It does not seem 30 years since the Emerson String Quartet appeared on the scene. To mark their anniversary, the Quartet have devised a series focusing on Beethoven for Carnegie Hall (how many other quartets could fill New York’s prime symphony orchestra venue?) and Kaija Saariaho has composed them a new work for the occasion.
Although it is impressive that a chamber group can draw such audiences in their home country, I am glad that they choose to perform at the Wigmore Hall when they are in London. Listening recently to their recordings of Mozart and Bartók had put in mind a stringent sound, but in the Wigmore’s generous acoustics the four players sounded more alluring, the resonance of viola and cello providing a deep anchor of sonority.
The two violinists, Eugene Drucker and Philip Setzer, alternate in the first chair position, which is symbolic of a quartet made up of four very equal members. Like one of the great American orchestras, say the Chicago Symphony, the Emersons have strength in depth. Every line of the quartet writing is equally muscular and determined. There is a loss of European grace, but the gain comes in forthright, strong-minded playing.
The two recitals they gave at the Wigmore comprised the late Beethoven quartets. For the past four or five years the Emersons have played standing up, and while that might not be the easy option when facing two works as physically and mentally exhausting as Beethoven’s Op.132 and Op.130, nobody could say there was any sign of flagging concentration.

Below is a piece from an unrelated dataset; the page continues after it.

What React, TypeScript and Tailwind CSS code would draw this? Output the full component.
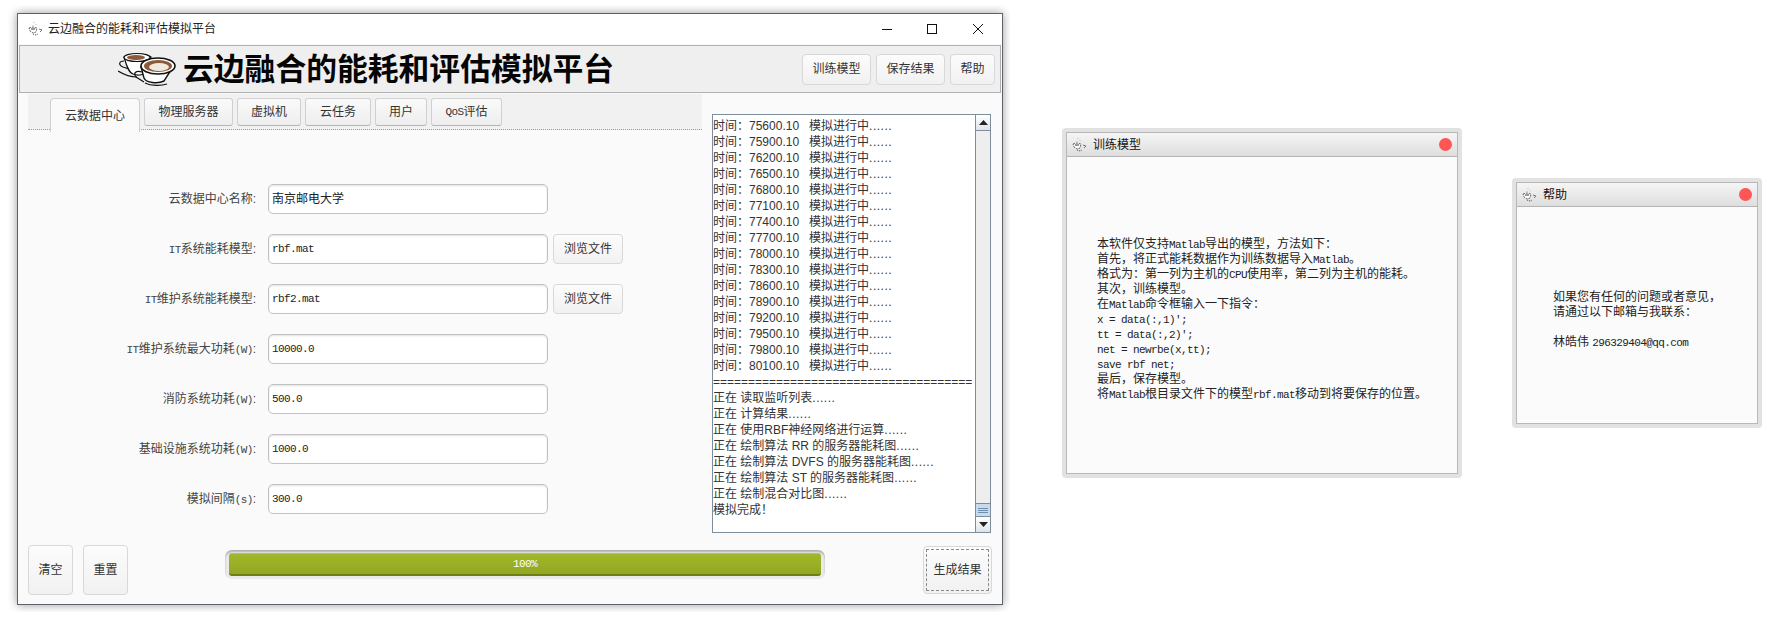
import type { ReactNode } from "react";

const sans = "[font-family:'Liberation_Sans','Noto_Sans_CJK_SC',sans-serif]";

function L({ children }: { children: ReactNode }) {
  return <span className="[font-family:'Liberation_Mono',monospace] text-[11px] leading-none tracking-[-0.6px]">{children}</span>;
}

function Dots() {
  return <span className="tracking-[0.5px]">......</span>;
}

function JavaIcon({ className }: { className: string }) {
  return (
    <svg viewBox="0 0 16 16" className={className}>
      <path d="M6 1v1M8 3v1M5 4v1" stroke="#bbb" strokeWidth="1" />
      <path d="M1 7l4-1 4 1-1 4-3 1-3-2z" fill="#fff" stroke="#666" strokeWidth="1" strokeDasharray="2 1" />
      <path d="M3 8h4" stroke="#333" strokeWidth="1" />
      <path d="M11 8l3 1-2 2" fill="none" stroke="#777" strokeWidth="1" />
      <path d="M5 13l3 1 2-1" fill="none" stroke="#444" strokeWidth="1" strokeDasharray="1 1" />
    </svg>
  );
}

function Cups() {
  return (
    <svg viewBox="0 0 58 34" className="w-[58px] h-[34px] shrink-0">
      <path d="M6 5c6-4 22-4 27 0l-4 14c-2 4-9 5-14 3C10 20 8 12 6 5z" fill="#fff" stroke="#111" strokeWidth="1.2" />
      <ellipse cx="19" cy="5.5" rx="13" ry="4" fill="#fff" stroke="#111" strokeWidth="1.2" />
      <ellipse cx="18" cy="5.5" rx="9" ry="2.6" fill="#8a5a3a" />
      <path d="M6 9C1 9 0 13 5 15l6 2M0 19c5 3 12 6 19 6" fill="none" stroke="#111" strokeWidth="1.2" />
      <path d="M23 15l3 11c2 5 14 6 20 3l9-14z" fill="#fff" stroke="#111" strokeWidth="1.4" />
      <path d="M24 20c-6-2-9 1-6 5l8 5M27 31c6 3 16 3 22 1" fill="none" stroke="#111" strokeWidth="1.2" />
      <ellipse cx="40" cy="14" rx="17" ry="8" fill="#fff" stroke="#111" strokeWidth="1.6" />
      <ellipse cx="40" cy="14" rx="14" ry="6" fill="#8a5a3a" />
      <ellipse cx="41" cy="15" rx="10" ry="4" fill="#efe9e0" />
    </svg>
  );
}

function Btn({ children, className }: { children: ReactNode; className: string }) {
  return (
    <div className={`flex items-center justify-center rounded-[4px] border border-[#d8d8d8] bg-gradient-to-b from-[#fcfcfc] to-[#f1f1f1] text-[12px] text-[#333] shrink-0 ${className}`}>
      {children}
    </div>
  );
}

const tabs: { label: ReactNode; w: string }[] = [
  { label: "物理服务器", w: "w-[89px]" },
  { label: "虚拟机", w: "w-[64px]" },
  { label: "云任务", w: "w-[66px]" },
  { label: "用户", w: "w-[52px]" },
  { label: <><L>QoS</L>评估</>, w: "w-[71px]" },
];

const rows: { label: ReactNode; value: ReactNode; browse?: boolean }[] = [
  { label: "云数据中心名称:", value: <span className="text-[12px]">南京邮电大学</span> },
  { label: <><L>IT</L>系统能耗模型:</>, value: <L>rbf.mat</L>, browse: true },
  { label: <><L>IT</L>维护系统能耗模型:</>, value: <L>rbf2.mat</L>, browse: true },
  { label: <><L>IT</L>维护系统最大功耗<L>(W)</L>:</>, value: <L>10000.0</L> },
  { label: <>消防系统功耗<L>(W)</L>:</>, value: <L>500.0</L> },
  { label: <>基础设施系统功耗<L>(W)</L>:</>, value: <L>1000.0</L> },
  { label: <>模拟间隔<L>(s)</L>:</>, value: <L>300.0</L> },
];

const times = Array.from({ length: 17 }, (_, i) => (75300 + i * 300).toFixed(2).slice(0, -2) + "10");

const results = [
  "正在 读取监听列表",
  "正在 计算结果",
  "正在 使用RBF神经网络进行运算",
  "正在 绘制算法 RR 的服务器能耗图",
  "正在 绘制算法 DVFS 的服务器能耗图",
  "正在 绘制算法 ST 的服务器能耗图",
  "正在 绘制混合对比图",
];

function Dialog({ title, className, bodyClass, children }: { title: string; className: string; bodyClass: string; children: ReactNode }) {
  return (
    <div className={`absolute rounded-[4px] bg-[#e2e2e2] p-[4px] ${className}`}>
      <div className="flex flex-col h-full border border-[#b8b8b8] bg-[#fbfbfb]">
        <div className="flex items-center h-[24px] shrink-0 border-b border-[#b4b4b4] bg-gradient-to-b from-[#f5f5f5] to-[#dedede] pl-[5px] pr-[5px]">
          <JavaIcon className="w-[16px] h-[16px]" />
          <span className="ml-[5px] text-[12px] text-[#111]">{title}</span>
          <span className="ml-auto w-[13px] h-[13px] rounded-full bg-[#ff5555]" />
        </div>
        <div className={`text-[12px] leading-[15px] text-[#222] whitespace-nowrap ${bodyClass}`}>{children}</div>
      </div>
    </div>
  );
}

export default function App() {
  return (
    <div className={`relative w-[1774px] h-[625px] overflow-hidden bg-white ${sans}`}>
      {/* main window, shadow gets cut off by the wrapper */}
      <div className="absolute left-[8px] top-[5px] w-[1002px] h-[607px] overflow-hidden p-[8px_7px_7px_9px]">
        <div className="flex flex-col w-[986px] h-[592px] border border-[#5c6268] bg-[#fafafa] shadow-[0_0_9px_rgba(0,0,0,0.4)]">
          <div className="flex items-center h-[30px] shrink-0 bg-white pl-[10px] text-[12px] text-[#222]">
            <JavaIcon className="w-[16px] h-[16px]" />
            <span className="ml-[4px]">云边融合的能耗和评估模拟平台</span>
            <div className="ml-auto flex items-center">
              <svg viewBox="0 0 10 10" className="w-[10px] h-[10px]"><path d="M0 5.5h10" stroke="#111" strokeWidth="1" /></svg>
              <svg viewBox="0 0 10 10" className="w-[10px] h-[10px] ml-[35px]"><rect x="0.5" y="0.5" width="9" height="9" fill="none" stroke="#111" strokeWidth="1" /></svg>
              <svg viewBox="0 0 10 10" className="w-[10px] h-[10px] ml-[36px] mr-[19px]"><path d="M0 0l10 10M10 0L0 10" stroke="#111" strokeWidth="1" /></svg>
            </div>
          </div>
          <div className="flex items-center h-[48px] shrink-0 mx-[1px] mt-[1px] border border-[#b0b0b0] bg-[#efefef] pl-[98px] pr-[5px]">
            <Cups />
            <span className="ml-[7px] mb-[3px] text-[30.8px] leading-none font-bold text-[#050505] [font-family:'Noto_Sans_CJK_SC',sans-serif]">云边融合的能耗和评估模拟平台</span>
            <div className="ml-auto flex gap-[5px]">
              <Btn className="w-[69px] h-[31px]">训练模型</Btn>
              <Btn className="w-[69px] h-[31px]">保存结果</Btn>
              <Btn className="w-[45px] h-[31px]">帮助</Btn>
            </div>
          </div>

          <div className="flex flex-1">
            <div className="w-[684px] pl-[10px] pt-[1px] shrink-0">
              <div className="flex items-start h-[36px] w-[674px] bg-[#f1f1f1] border-b border-dotted border-[#999] pl-[22px] pt-[4px]">
                <div className="relative z-10 flex items-center justify-center w-[90px] h-[34px] rounded-t-[4px] border border-b-0 border-[#cfcfcf] bg-[#fafafa] text-[12px] text-[#333]">云数据中心</div>
                <div className="flex gap-[4px] ml-[4px]">
                  {tabs.map((t, i) => (
                    <div key={i} className={`flex items-center justify-center h-[28px] rounded-[3px] border border-[#d0d0d0] border-b-[#b5b5b5] bg-gradient-to-b from-[#fafafa] to-[#eeeeee] text-[12px] text-[#333] ${t.w}`}>
                      {t.label}
                    </div>
                  ))}
                </div>
              </div>
              <div className="flex flex-col gap-[20px] pt-[54px]">
                {rows.map((r, i) => (
                  <div key={i} className="flex items-center h-[30px]">
                    <div className="w-[228px] shrink-0 text-right text-[12px] text-[#444] whitespace-nowrap">{r.label}</div>
                    <div className="ml-[12px] flex items-center w-[280px] h-[30px] rounded-[5px] border border-[#c2c2c2] bg-white shadow-[inset_0_1px_2px_rgba(0,0,0,0.12)] pl-[3px] text-[#222]">
                      {r.value}
                    </div>
                    {r.browse && <Btn className="ml-[5px] w-[70px] h-[30px]">浏览文件</Btn>}
                  </div>
                ))}
              </div>
            </div>

            <div className="ml-[10px] mt-[21px] flex w-[279px] h-[419px] border border-[#7d8d9c] bg-white overflow-hidden">
              <div className="flex-1 overflow-hidden text-[12px] leading-[16px] text-[#333] whitespace-nowrap">
                <div className="-mt-[13px]">
                  {times.map((t) => (
                    <div key={t}>时间：{t}&nbsp;&nbsp;&nbsp;模拟进行中<Dots /></div>
                  ))}
                  <div>=====================================</div>
                  {results.map((r) => (
                    <div key={r}>{r}<Dots /></div>
                  ))}
                  <div>模拟完成！</div>
                </div>
              </div>
              <div className="flex flex-col w-[15px] shrink-0 border-l border-[#7d8d9c] bg-[#eeeeee]">
                <div className="flex items-center justify-center h-[16px] border-b border-[#7d8d9c] bg-gradient-to-b from-white to-[#dfe3e8]">
                  <svg viewBox="0 0 9 5" className="w-[9px] h-[5px]"><path d="M4.5 0L9 5H0z" fill="#222" /></svg>
                </div>
                <div className="flex-1" />
                <div className="flex flex-col justify-center gap-[1px] h-[14px] border-y border-[#7d8d9c] bg-[#c8daec] px-[2px]">
                  <div className="h-[1px] bg-[#6f8fb0]" />
                  <div className="h-[1px] bg-[#6f8fb0]" />
                  <div className="h-[1px] bg-[#6f8fb0]" />
                </div>
                <div className="flex items-center justify-center h-[15px] bg-gradient-to-b from-white to-[#dfe3e8]">
                  <svg viewBox="0 0 9 5" className="w-[9px] h-[5px]"><path d="M0 0h9L4.5 5z" fill="#222" /></svg>
                </div>
              </div>
            </div>
          </div>

          <div className="flex items-start h-[59px] shrink-0 pl-[10px]">
            <Btn className="w-[45px] h-[50px]">清空</Btn>
            <Btn className="ml-[10px] w-[45px] h-[50px]">重置</Btn>
            <div className="ml-[97px] mt-[5px] w-[600px] h-[29px] rounded-[7px] bg-[#eaeaea] shadow-[inset_0_2px_2px_rgba(0,0,0,0.25)] pt-[3px] px-[4px] shrink-0">
              <div className="flex items-center justify-center h-[23px] rounded-[3px] border-t border-t-[#b8c83c] border-b-2 border-b-[#6f8012] bg-gradient-to-b from-[#a3b72c] to-[#93a622] text-white">
                <L>100%</L>
              </div>
            </div>
            <div className="ml-[98px] mt-[1px] w-[69px] h-[48px] shrink-0 rounded-[4px] border border-[#d8d8d8] bg-gradient-to-b from-[#fcfcfc] to-[#f1f1f1] p-[2px]">
              <div className="flex items-center justify-center h-full border border-dashed border-[#888] text-[12px] text-[#333]">生成结果</div>
            </div>
          </div>
        </div>
      </div>

      <Dialog title="训练模型" className="left-[1062px] top-[128px] w-[400px] h-[350px]" bodyClass="pl-[30px] pt-[80px]">
        <div>本软件仅支持<L>Matlab</L>导出的模型，方法如下：</div>
        <div>首先，将正式能耗数据作为训练数据导入<L>Matlab</L>。</div>
        <div>格式为：第一列为主机的<L>CPU</L>使用率，第二列为主机的能耗。</div>
        <div>其次，训练模型。</div>
        <div>在<L>Matlab</L>命令框输入一下指令：</div>
        <div><L>x = data(:,1)';</L></div>
        <div><L>tt = data(:,2)';</L></div>
        <div><L>net = newrbe(x,tt);</L></div>
        <div><L>save rbf net;</L></div>
        <div>最后，保存模型。</div>
        <div>将<L>Matlab</L>根目录文件下的模型<L>rbf.mat</L>移动到将要保存的位置。</div>
      </Dialog>

      <Dialog title="帮助" className="left-[1512px] top-[178px] w-[250px] h-[250px]" bodyClass="pl-[36px] pt-[83px]">
        <div>如果您有任何的问题或者意见，</div>
        <div>请通过以下邮箱与我联系：</div>
        <div className="h-[15px]" />
        <div>林皓伟 <L>296329404@qq.com</L></div>
      </Dialog>
    </div>
  );
}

In Op.132, the quick exchanges in the second movement, like an ace tennis rally, were perfectly etched, and the final Allegro appassionato never lost sight of its goal. The faster movements of Op.130 were urgently argued, even if the very cleanliness of the rhythmic attack sometimes became tiring, and its cavatina was sung with poise and intensity. To end, the great struggle of the Grosse Fuge gave us the Emersons at their finest, still youthfully untiring, but with 30 years of chamber music experience behind them.